The moment when HMV called in the administrators, although it had been predicted for a long time, was no less shocking for that. There was a genuine, collective wail of anguish from music fans for whom HMV was a core part of their mental landscape. Even if they went there less and less as they switched from CDs to iPods and downloads, it was still a shop they felt an instinctive affinity for.
HMV’s core problems were threefold: a failure to develop an effective online offering; supermarkets discounting the hell out of their core products, and a declining market which has seen the value of the music business halve in the last 15 years. Add in the wider economy’s “lost half decade” since 2007 and you have a recipe for serious trouble.
A succession of managements were unable to square the various circles. A failed venture into CD catalogue selling in the early 1990s (HMV Direct) had prejudiced the senior management against distance selling, including the internet, and for a long time the business was so profitable there seemed no need to bother. The successful float in 2002, at a share price of 192p, perhaps lent the business a false sense of security; the shares peaked in 2005 at 272p and as recently as 2009 were still at 150p. But all the while, one by one, customers were quietly migrating to the web.

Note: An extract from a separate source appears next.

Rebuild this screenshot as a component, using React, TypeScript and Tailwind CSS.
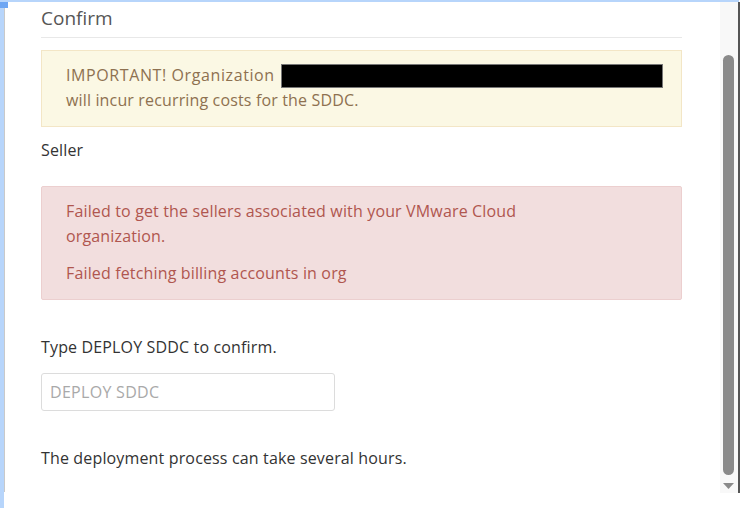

The management were not unaware what was going on. Initially the DVD boom provided insulation from the harsh realities of the core music business, and then efforts were made to diversify into hardware (especially headphones) and computer games. Ironically, this diversification gradually weakened the core music offer, while the new categories themselves fell victim to cheaper internet retailers. My local store (Sutton) now has less than half its floorspace devoted to music.
Although the specifics of Blockbuster’s collapse were different, many of the underlying causes were the same, principally the effects of the internet. Why schlep off to a video rental store when you can download the film you want without leaving home, and often for free? Piracy has meant that a significant number of customers, particularly heavy users, have gradually fallen out of the habit of paying for either music or film.
For high streets in general the loss of these two retailers is a serious blow. A whole category, entertainment (i.e. music and video content) has effectively now gone from town centres, itself just one more reason not to make that trip. In fact, the whole notion of “a trip to the high street” is looking increasingly archaic.
The key mistake of the ’80s and ’90s was to limit town centre redevelopments and car parking while allowing new out-of-town developments with free car parking. The investment and the new stores went out of town, which became the destination of choice for big shopping trips. The town centre gradually hollowed out; fewer destination stores, more coffee shops, charity shops, discounters and just plain voids—one store in nine is now empty. A vicious spiral has now set in: fewer shops, fewer visitors, less business, fewer shops. And at a more subtle level, better-off people are congregating in the malls, leaving high streets the preserve of the old, the poor and the carless.
But the loss of Blockbuster and particularly HMV has an added twist: entertainment stores were places men retreated to during family shopping trips. Not necessarily to buy, but to kill some time with some serious browsing, a role of course also filled by a good book shop. W H Smith, and indies, may here see a strong upside. Meanwhile, Amazon may feel a surprising sting from HMV’s demise, for internet retailers have benefited enormously from shops acting as free showrooms for products they are selling more cheaply online. Now they may have to start paying for their own marketing.